--- START Given information ---

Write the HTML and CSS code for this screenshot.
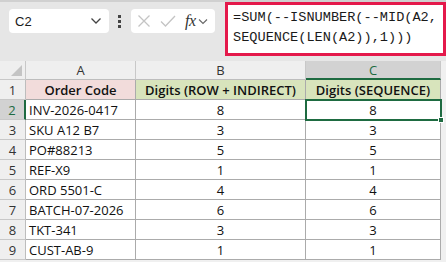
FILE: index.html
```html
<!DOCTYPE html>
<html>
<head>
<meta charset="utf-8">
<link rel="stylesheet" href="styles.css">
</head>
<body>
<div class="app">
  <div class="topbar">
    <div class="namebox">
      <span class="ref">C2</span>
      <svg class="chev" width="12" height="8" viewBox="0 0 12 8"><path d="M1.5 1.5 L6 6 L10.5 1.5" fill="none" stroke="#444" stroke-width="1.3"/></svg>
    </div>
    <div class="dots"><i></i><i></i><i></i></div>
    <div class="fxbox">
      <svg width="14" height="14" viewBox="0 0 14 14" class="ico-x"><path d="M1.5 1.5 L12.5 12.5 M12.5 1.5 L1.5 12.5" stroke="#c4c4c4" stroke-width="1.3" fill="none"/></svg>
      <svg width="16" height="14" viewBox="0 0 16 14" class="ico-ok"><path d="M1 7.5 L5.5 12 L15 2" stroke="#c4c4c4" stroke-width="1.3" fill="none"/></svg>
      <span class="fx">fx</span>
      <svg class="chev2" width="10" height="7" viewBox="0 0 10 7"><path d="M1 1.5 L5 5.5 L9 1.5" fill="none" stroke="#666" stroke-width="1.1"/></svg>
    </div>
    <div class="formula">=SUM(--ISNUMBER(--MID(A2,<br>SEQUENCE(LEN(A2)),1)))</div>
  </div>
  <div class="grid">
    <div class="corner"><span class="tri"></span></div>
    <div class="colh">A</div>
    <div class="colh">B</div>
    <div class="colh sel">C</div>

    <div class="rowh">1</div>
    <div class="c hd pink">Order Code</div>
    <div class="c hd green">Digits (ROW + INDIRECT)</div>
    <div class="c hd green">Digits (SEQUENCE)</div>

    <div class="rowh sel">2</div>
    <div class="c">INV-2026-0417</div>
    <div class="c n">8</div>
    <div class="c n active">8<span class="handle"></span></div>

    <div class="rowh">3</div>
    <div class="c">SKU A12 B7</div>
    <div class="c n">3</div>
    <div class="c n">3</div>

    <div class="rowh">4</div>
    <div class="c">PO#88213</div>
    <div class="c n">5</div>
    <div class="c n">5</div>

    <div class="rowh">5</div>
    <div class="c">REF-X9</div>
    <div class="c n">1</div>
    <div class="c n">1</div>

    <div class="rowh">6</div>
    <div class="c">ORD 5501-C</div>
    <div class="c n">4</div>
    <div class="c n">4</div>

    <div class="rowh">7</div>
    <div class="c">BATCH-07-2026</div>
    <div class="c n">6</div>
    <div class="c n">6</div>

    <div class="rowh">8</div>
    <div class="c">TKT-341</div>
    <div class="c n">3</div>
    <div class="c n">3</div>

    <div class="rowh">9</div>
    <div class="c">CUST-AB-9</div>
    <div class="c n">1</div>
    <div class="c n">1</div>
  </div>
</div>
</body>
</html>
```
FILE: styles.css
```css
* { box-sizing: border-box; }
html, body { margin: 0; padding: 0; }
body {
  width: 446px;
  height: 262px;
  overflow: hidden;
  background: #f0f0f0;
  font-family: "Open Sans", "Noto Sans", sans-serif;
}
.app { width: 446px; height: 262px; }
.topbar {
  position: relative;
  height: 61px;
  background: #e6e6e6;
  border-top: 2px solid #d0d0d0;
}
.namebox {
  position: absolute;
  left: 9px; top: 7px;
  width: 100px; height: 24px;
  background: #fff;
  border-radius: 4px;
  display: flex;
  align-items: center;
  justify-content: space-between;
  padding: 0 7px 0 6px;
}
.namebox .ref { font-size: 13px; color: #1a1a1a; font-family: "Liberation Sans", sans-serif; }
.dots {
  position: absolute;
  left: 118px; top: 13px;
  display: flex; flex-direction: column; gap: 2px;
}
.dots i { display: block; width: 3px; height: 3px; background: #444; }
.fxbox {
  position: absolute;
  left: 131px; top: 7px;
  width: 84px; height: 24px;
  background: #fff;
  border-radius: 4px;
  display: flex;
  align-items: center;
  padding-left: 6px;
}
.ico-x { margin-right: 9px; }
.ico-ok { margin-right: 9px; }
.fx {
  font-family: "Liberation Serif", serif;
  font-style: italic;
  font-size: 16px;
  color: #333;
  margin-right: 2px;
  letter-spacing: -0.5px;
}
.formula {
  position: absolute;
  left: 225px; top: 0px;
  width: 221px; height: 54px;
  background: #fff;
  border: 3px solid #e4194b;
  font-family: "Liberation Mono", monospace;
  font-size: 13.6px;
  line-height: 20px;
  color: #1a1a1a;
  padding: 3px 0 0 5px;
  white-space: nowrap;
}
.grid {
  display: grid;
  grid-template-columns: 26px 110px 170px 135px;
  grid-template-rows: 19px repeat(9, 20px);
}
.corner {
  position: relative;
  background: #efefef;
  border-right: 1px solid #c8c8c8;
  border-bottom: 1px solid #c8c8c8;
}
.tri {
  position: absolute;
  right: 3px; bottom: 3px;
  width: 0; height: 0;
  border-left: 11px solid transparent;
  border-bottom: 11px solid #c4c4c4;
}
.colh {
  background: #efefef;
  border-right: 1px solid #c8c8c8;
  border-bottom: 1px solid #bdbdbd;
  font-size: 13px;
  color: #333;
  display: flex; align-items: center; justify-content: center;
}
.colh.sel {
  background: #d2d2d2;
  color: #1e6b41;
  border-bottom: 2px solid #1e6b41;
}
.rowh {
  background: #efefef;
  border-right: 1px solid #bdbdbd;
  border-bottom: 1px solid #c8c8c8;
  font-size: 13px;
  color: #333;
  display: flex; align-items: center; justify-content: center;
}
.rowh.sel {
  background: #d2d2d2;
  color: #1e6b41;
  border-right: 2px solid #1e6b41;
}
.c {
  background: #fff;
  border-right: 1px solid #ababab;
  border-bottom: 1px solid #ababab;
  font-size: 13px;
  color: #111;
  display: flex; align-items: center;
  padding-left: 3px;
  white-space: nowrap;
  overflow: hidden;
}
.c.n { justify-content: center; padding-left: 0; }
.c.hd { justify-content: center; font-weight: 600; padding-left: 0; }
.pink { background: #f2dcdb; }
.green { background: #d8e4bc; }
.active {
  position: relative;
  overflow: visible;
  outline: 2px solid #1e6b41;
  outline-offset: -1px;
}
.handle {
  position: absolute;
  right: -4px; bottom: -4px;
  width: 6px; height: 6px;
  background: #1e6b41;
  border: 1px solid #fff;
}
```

--- END Given information ---

_Aim_:
Reproduce the material above verbatim; omit every picture.

_Output below_:
Write the HTML and CSS code for this screenshot.
FILE: index.html
```html
<!DOCTYPE html>
<html>
<head>
<meta charset="utf-8">
<link rel="stylesheet" href="styles.css">
</head>
<body>
<div class="app">
  <div class="topbar">
    <div class="namebox">
      <span class="ref">C2</span>
      <svg class="chev" width="12" height="8" viewBox="0 0 12 8"><path d="M1.5 1.5 L6 6 L10.5 1.5" fill="none" stroke="#444" stroke-width="1.3"/></svg>
    </div>
    <div class="dots"><i></i><i></i><i></i></div>
    <div class="fxbox">
      <svg width="14" height="14" viewBox="0 0 14 14" class="ico-x"><path d="M1.5 1.5 L12.5 12.5 M12.5 1.5 L1.5 12.5" stroke="#c4c4c4" stroke-width="1.3" fill="none"/></svg>
      <svg width="16" height="14" viewBox="0 0 16 14" class="ico-ok"><path d="M1 7.5 L5.5 12 L15 2" stroke="#c4c4c4" stroke-width="1.3" fill="none"/></svg>
      <span class="fx">fx</span>
      <svg class="chev2" width="10" height="7" viewBox="0 0 10 7"><path d="M1 1.5 L5 5.5 L9 1.5" fill="none" stroke="#666" stroke-width="1.1"/></svg>
    </div>
    <div class="formula">=SUM(--ISNUMBER(--MID(A2,<br>SEQUENCE(LEN(A2)),1)))</div>
  </div>
  <div class="grid">
    <div class="corner"><span class="tri"></span></div>
    <div class="colh">A</div>
    <div class="colh">B</div>
    <div class="colh sel">C</div>

    <div class="rowh">1</div>
    <div class="c hd pink">Order Code</div>
    <div class="c hd green">Digits (ROW + INDIRECT)</div>
    <div class="c hd green">Digits (SEQUENCE)</div>

    <div class="rowh sel">2</div>
    <div class="c">INV-2026-0417</div>
    <div class="c n">8</div>
    <div class="c n active">8<span class="handle"></span></div>

    <div class="rowh">3</div>
    <div class="c">SKU A12 B7</div>
    <div class="c n">3</div>
    <div class="c n">3</div>

    <div class="rowh">4</div>
    <div class="c">PO#88213</div>
    <div class="c n">5</div>
    <div class="c n">5</div>

    <div class="rowh">5</div>
    <div class="c">REF-X9</div>
    <div class="c n">1</div>
    <div class="c n">1</div>

    <div class="rowh">6</div>
    <div class="c">ORD 5501-C</div>
    <div class="c n">4</div>
    <div class="c n">4</div>

    <div class="rowh">7</div>
    <div class="c">BATCH-07-2026</div>
    <div class="c n">6</div>
    <div class="c n">6</div>

    <div class="rowh">8</div>
    <div class="c">TKT-341</div>
    <div class="c n">3</div>
    <div class="c n">3</div>

    <div class="rowh">9</div>
    <div class="c">CUST-AB-9</div>
    <div class="c n">1</div>
    <div class="c n">1</div>
  </div>
</div>
</body>
</html>
```
FILE: styles.css
```css
* { box-sizing: border-box; }
html, body { margin: 0; padding: 0; }
body {
  width: 446px;
  height: 262px;
  overflow: hidden;
  background: #f0f0f0;
  font-family: "Open Sans", "Noto Sans", sans-serif;
}
.app { width: 446px; height: 262px; }
.topbar {
  position: relative;
  height: 61px;
  background: #e6e6e6;
  border-top: 2px solid #d0d0d0;
}
.namebox {
  position: absolute;
  left: 9px; top: 7px;
  width: 100px; height: 24px;
  background: #fff;
  border-radius: 4px;
  display: flex;
  align-items: center;
  justify-content: space-between;
  padding: 0 7px 0 6px;
}
.namebox .ref { font-size: 13px; color: #1a1a1a; font-family: "Liberation Sans", sans-serif; }
.dots {
  position: absolute;
  left: 118px; top: 13px;
  display: flex; flex-direction: column; gap: 2px;
}
.dots i { display: block; width: 3px; height: 3px; background: #444; }
.fxbox {
  position: absolute;
  left: 131px; top: 7px;
  width: 84px; height: 24px;
  background: #fff;
  border-radius: 4px;
  display: flex;
  align-items: center;
  padding-left: 6px;
}
.ico-x { margin-right: 9px; }
.ico-ok { margin-right: 9px; }
.fx {
  font-family: "Liberation Serif", serif;
  font-style: italic;
  font-size: 16px;
  color: #333;
  margin-right: 2px;
  letter-spacing: -0.5px;
}
.formula {
  position: absolute;
  left: 225px; top: 0px;
  width: 221px; height: 54px;
  background: #fff;
  border: 3px solid #e4194b;
  font-family: "Liberation Mono", monospace;
  font-size: 13.6px;
  line-height: 20px;
  color: #1a1a1a;
  padding: 3px 0 0 5px;
  white-space: nowrap;
}
.grid {
  display: grid;
  grid-template-columns: 26px 110px 170px 135px;
  grid-template-rows: 19px repeat(9, 20px);
}
.corner {
  position: relative;
  background: #efefef;
  border-right: 1px solid #c8c8c8;
  border-bottom: 1px solid #c8c8c8;
}
.tri {
  position: absolute;
  right: 3px; bottom: 3px;
  width: 0; height: 0;
  border-left: 11px solid transparent;
  border-bottom: 11px solid #c4c4c4;
}
.colh {
  background: #efefef;
  border-right: 1px solid #c8c8c8;
  border-bottom: 1px solid #bdbdbd;
  font-size: 13px;
  color: #333;
  display: flex; align-items: center; justify-content: center;
}
.colh.sel {
  background: #d2d2d2;
  color: #1e6b41;
  border-bottom: 2px solid #1e6b41;
}
.rowh {
  background: #efefef;
  border-right: 1px solid #bdbdbd;
  border-bottom: 1px solid #c8c8c8;
  font-size: 13px;
  color: #333;
  display: flex; align-items: center; justify-content: center;
}
.rowh.sel {
  background: #d2d2d2;
  color: #1e6b41;
  border-right: 2px solid #1e6b41;
}
.c {
  background: #fff;
  border-right: 1px solid #ababab;
  border-bottom: 1px solid #ababab;
  font-size: 13px;
  color: #111;
  display: flex; align-items: center;
  padding-left: 3px;
  white-space: nowrap;
  overflow: hidden;
}
.c.n { justify-content: center; padding-left: 0; }
.c.hd { justify-content: center; font-weight: 600; padding-left: 0; }
.pink { background: #f2dcdb; }
.green { background: #d8e4bc; }
.active {
  position: relative;
  overflow: visible;
  outline: 2px solid #1e6b41;
  outline-offset: -1px;
}
.handle {
  position: absolute;
  right: -4px; bottom: -4px;
  width: 6px; height: 6px;
  background: #1e6b41;
  border: 1px solid #fff;
}
```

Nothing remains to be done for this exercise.